Next month Interpol, the international police organisation, launches its new weapon to combat the underground industry that's worth pounds 3bn a year, a volume second only to that of the illegal drug trade.

Interpol's art and antiques experts have compiled a pounds 300 CD-ROM database containing 17,000 photographs and descriptions of valuables. The information will be made available to police forces, museums, auction houses, and dealers in Interpol's 177 member countries.

Penny Stevenson, the arts and antiques liaison officer for Interpol UK, based at the National Criminal Intelligence Service, said a growing number of works of art were being stolen here and resold in France. "Because free trade between European countries is increasing, a growing amount of property stolen in the UK is turning up abroad. A lot seems to be going to France. The Channel tunnel opened it up.

"It is usually sold at auction houses in France, although only the tip of the iceberg is reported. This year we have a dozen cases where property is turning up in the French market."

Paintings, china, porcelain and silverware are popular, as are eagle- shaped church lecterns, sold to neo-Nazi groups who have adopted the symbol of the bird of prey. Former police officer Nick Tolson, said out of 20 brass lecterns stolen each year in England and Wales, only two had been recovered, both in Germany.

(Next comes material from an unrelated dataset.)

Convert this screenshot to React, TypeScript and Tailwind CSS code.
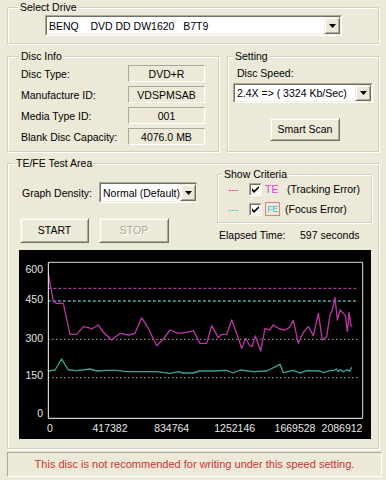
import type { ReactNode } from "react";

const tePoints =
  "145,85 160,170 170,175 190,175 210,268 230,268 250,245 265,248 275,252 295,240 310,262 335,285 360,265 385,270 405,265 425,218 445,250 470,302 490,282 510,255 535,265 560,262 580,257 600,295 620,295 635,242 655,278 665,268 680,268 695,225 712,270 725,310 737,280 748,300 756,305 766,273 782,318 795,250 808,255 820,240 838,252 855,255 868,248 880,226 895,295 910,262 925,245 940,272 955,205 967,285 980,275 990,210 997,195 1005,158 1012,225 1020,195 1030,205 1036,212 1042,260 1047,202 1053,242 1057,245";

const fePoints =
  "145,378 165,375 185,342 205,375 230,377 270,372 290,378 320,376 350,376 380,380 420,380 470,380 510,385 535,380 550,384 580,384 600,378 640,378 680,376 700,384 720,375 760,380 800,378 840,358 850,383 880,376 900,384 920,377 960,378 970,383 990,377 1000,377 1010,372 1015,380 1020,374 1030,380 1040,375 1050,378 1055,367";

function Group({ label, labelLeft, className, children }: { label: string; labelLeft: string; className: string; children?: ReactNode }) {
  return (
    <div className={`relative border border-[#D0D0BF] shadow-[inset_1px_1px_0_#fff,1px_1px_0_#fff] ${className}`}>
      <span className={`absolute -top-[7px] bg-[#ECE9D8] px-[2px] leading-[12px] ${labelLeft}`}>{label}</span>
      {children}
    </div>
  );
}

function Arrow() {
  return (
    <svg width="7" height="4" viewBox="0 0 7 4">
      <path d="M0 0h7L3.5 4z" fill="#000" />
    </svg>
  );
}

function Combo({ text, className }: { text: string; className: string }) {
  return (
    <div className={`flex border border-t-[#ACA899] border-l-[#ACA899] border-r-white border-b-white ${className}`}>
      <div className="flex flex-1 border border-t-[#716F64] border-l-[#716F64] border-r-[#F1EFE2] border-b-[#F1EFE2] bg-white">
        <span className="flex-1 self-center whitespace-pre pl-[2px] leading-[12px]">{text}</span>
        <div className="flex w-[16px] items-center justify-center border border-t-[#F1EFE2] border-l-[#F1EFE2] border-r-[#716F64] border-b-[#716F64] bg-[#ECE9D8] shadow-[inset_1px_1px_0_#fff,inset_-1px_-1px_0_#ACA899]">
          <Arrow />
        </div>
      </div>
    </div>
  );
}

function Button({ text, className, disabled }: { text: string; className: string; disabled?: boolean }) {
  return (
    <div
      className={`flex items-center justify-center border border-t-[#F1EFE2] border-l-[#F1EFE2] border-r-[#716F64] border-b-[#716F64] bg-[#ECE9D8] shadow-[inset_1px_1px_0_#fff,inset_-1px_-1px_0_#ACA899] ${className} ${
        disabled ? "text-[#ACA899] [text-shadow:1px_1px_0_#fff]" : "text-black"
      }`}
    >
      {text}
    </div>
  );
}

function Check() {
  return (
    <div className="h-[13px] w-[13px] border border-t-[#ACA899] border-l-[#ACA899] border-r-white border-b-white">
      <div className="flex h-full w-full items-center justify-center border border-t-[#716F64] border-l-[#716F64] border-r-[#F1EFE2] border-b-[#F1EFE2] bg-white">
        <svg width="7" height="7" viewBox="0 0 7 7">
          <path d="M0 2v3l2 2 5-5V0L2 4.5z" fill="#000" />
        </svg>
      </div>
    </div>
  );
}

function InfoRow({ label, value }: { label: string; value: string }) {
  return (
    <>
      <span className="self-center leading-[12px]">{label}</span>
      <div className="flex h-[17px] items-center justify-center border border-t-[#ACA899] border-l-[#ACA899] border-r-white border-b-white leading-[12px]">
        {value}
      </div>
    </>
  );
}

function Chart() {
  const font = "'Liberation Sans', Arial, sans-serif";
  return (
    <svg width="352" height="189" viewBox="57 15 1056 567" className="block">
      <rect x="57" y="15" width="1056" height="567" fill="#000" />
      <line x1="145" y1="52" x2="1088" y2="52" stroke="#d8d8d8" strokeWidth="3" />
      <line x1="1088" y1="52" x2="1088" y2="520" stroke="#d8d8d8" strokeWidth="3" />
      <line x1="145" y1="130" x2="1072" y2="130" stroke="#c050b8" strokeWidth="3" strokeDasharray="9 6" />
      <line x1="145" y1="168" x2="1072" y2="168" stroke="#50b8b8" strokeWidth="3" strokeDasharray="9 6" />
      <line x1="145" y1="168" x2="1072" y2="168" stroke="#ffffff" strokeWidth="3" strokeDasharray="3 12" />
      <line x1="145" y1="283" x2="1072" y2="283" stroke="#ffffff" strokeWidth="3" strokeDasharray="3 9" />
      <line x1="145" y1="398" x2="1072" y2="398" stroke="#ffffff" strokeWidth="3" strokeDasharray="3 9" />
      <polyline points={fePoints} fill="none" stroke="#3fa393" strokeWidth="4" strokeLinejoin="round" />
      <polyline points={tePoints} fill="none" stroke="#b8389e" strokeWidth="4" strokeLinejoin="round" />
      <line x1="145" y1="52" x2="145" y2="520" stroke="#ffffff" strokeWidth="3" />
      <line x1="145" y1="520" x2="1088" y2="520" stroke="#ffffff" strokeWidth="3" />
      <g fill="#e6e6e6" fontSize="31.5" fontFamily={font} dominantBaseline="central">
        <text x="129" y="72" textAnchor="end">600</text>
        <text x="129" y="162" textAnchor="end">450</text>
        <text x="129" y="278" textAnchor="end">300</text>
        <text x="129" y="390" textAnchor="end">150</text>
        <text x="129" y="505" textAnchor="end">0</text>
        <text x="150" y="548" textAnchor="middle">0</text>
        <text x="330" y="548" textAnchor="middle">417382</text>
        <text x="515" y="548" textAnchor="middle">834764</text>
        <text x="704" y="548" textAnchor="middle">1252146</text>
        <text x="885" y="548" textAnchor="middle">1669528</text>
        <text x="1026" y="548" textAnchor="middle">2086912</text>
      </g>
    </svg>
  );
}

export default function App() {
  return (
    <div className="h-[480px] w-[386px] overflow-hidden bg-[#ECE9D8] px-[7px] font-['Liberation_Sans',Arial,sans-serif] text-[10.5px] text-black">
      <Group label="Select Drive" labelLeft="left-[10px]" className="mt-[7px] h-[37px]">
        <div className="pl-[37px] pt-[7px]">
          <Combo text="BENQ    DVD DD DW1620   B7T9" className="h-[21px] w-[297px]" />
        </div>
      </Group>

      <div className="mt-[12px] flex h-[96px]">
        <Group label="Disc Info" labelLeft="left-[11px]" className="h-full w-[212px]">
          <div className="grid grid-cols-[107px_77px] gap-y-[4px] pl-[13px] pt-[8px]">
            <InfoRow label="Disc Type:" value="DVD+R" />
            <InfoRow label="Manufacture ID:" value="VDSPMSAB" />
            <InfoRow label="Media Type ID:" value="001" />
            <InfoRow label="Blank Disc Capacity:" value="4076.0 MB" />
          </div>
        </Group>
        <Group label="Setting" labelLeft="left-[5px]" className="ml-[8px] h-full w-[152px]">
          <div className="flex flex-col pl-[5px] pt-[10px]">
            <span className="ml-[4px] leading-[12px]">Disc Speed:</span>
            <Combo text="2.4X => ( 3324 Kb/Sec)" className="mt-[4px] h-[20px] w-[140px]" />
            <Button text="Smart Scan" className="ml-[37px] mt-[15px] h-[23px] w-[70px]" />
          </div>
        </Group>
      </div>

      <Group label="TE/FE Test Area" labelLeft="left-[6px]" className="mt-[11px] h-[286px]">
        <div className="flex h-[86px]">
          <div className="flex w-[209px] flex-col pl-[12px] pt-[18px]">
            <div className="flex items-center">
              <span className="ml-[2px] w-[77px] leading-[12px]">Graph Density:</span>
              <Combo text="Normal (Default)" className="h-[21px] w-[98px]" />
            </div>
            <div className="mt-[15px] flex gap-[10px]">
              <Button text="START" className="h-[25px] w-[69px]" />
              <Button text="STOP" className="h-[25px] w-[70px]" disabled />
            </div>
          </div>
          <div className="flex flex-col pt-[10px]">
            <Group label="Show Criteria" labelLeft="left-[4px]" className="h-[49px] w-[155px]">
              <div className="flex flex-col gap-[6px] pl-[10px] pt-[7px]">
                <div className="flex h-[14px] items-center">
                  <span className="w-[21px] leading-[12px] text-[#d040c0]">---</span>
                  <Check />
                  <span className="ml-[3px] w-[22px] leading-[12px] text-[#e040d8]">TE</span>
                  <span className="leading-[12px]">(Tracking Error)</span>
                </div>
                <div className="flex h-[14px] items-center">
                  <span className="w-[21px] leading-[12px] text-[#40d0d0]">---</span>
                  <Check />
                  <div className="ml-[3px] flex h-[14px] w-[15px] items-center justify-center border border-[#d88080] bg-[#ECE9D8]">
                    <span className="text-[9px] leading-[10px] tracking-[-0.5px] text-[#30c8c8]">FE</span>
                  </div>
                  <span className="ml-[5px] leading-[12px]">(Focus Error)</span>
                </div>
              </div>
            </Group>
            <div className="ml-[2px] mt-[6px] flex leading-[12px]">
              <span className="w-[81px]">Elapsed Time:</span>
              <span>597 seconds</span>
            </div>
          </div>
        </div>
        <div className="ml-[11px] w-[352px]">
          <Chart />
        </div>
      </Group>

      <div className="mt-[3px] flex h-[25px] w-[375px] items-center justify-center border border-t-[#ACA899] border-l-[#ACA899] border-r-white border-b-white text-[11px] text-[#cc3333]">
        This disc is not recommended for writing under this speed setting.
      </div>
    </div>
  );
}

Julian Cox, who works for the magazine Trace, which helps reunite recovered stolen items with owners, added: "These lecterns are being stolen, shipped to the Ukraine, Poland, and the former German Democratic Republic, anywhere there is resurgent extreme right politics. to be used by neo-Nazi groups. Ten years ago we were dealing with a small amount of criminal elements who had sufficient knowledge of fine art to commit fine art crime. It was problematic but largely containable. But now stolen antiques are a commodity which drug dealers use to launder money."

In one of the latest scams, a gang of highly-convincing confidence tricksters posed as buyers for a bogus Italian count to steal millions of pounds worth of paintings, prints and antiques from arts dealers in London, New York, Paris and Amsterdam. Auction houses fund the Art Loss Register, a body that scans sale catalogues for stolen items. The Interpol register will include jewellery, silverware, paintings, candle sticks, regions icons, furniture and statues.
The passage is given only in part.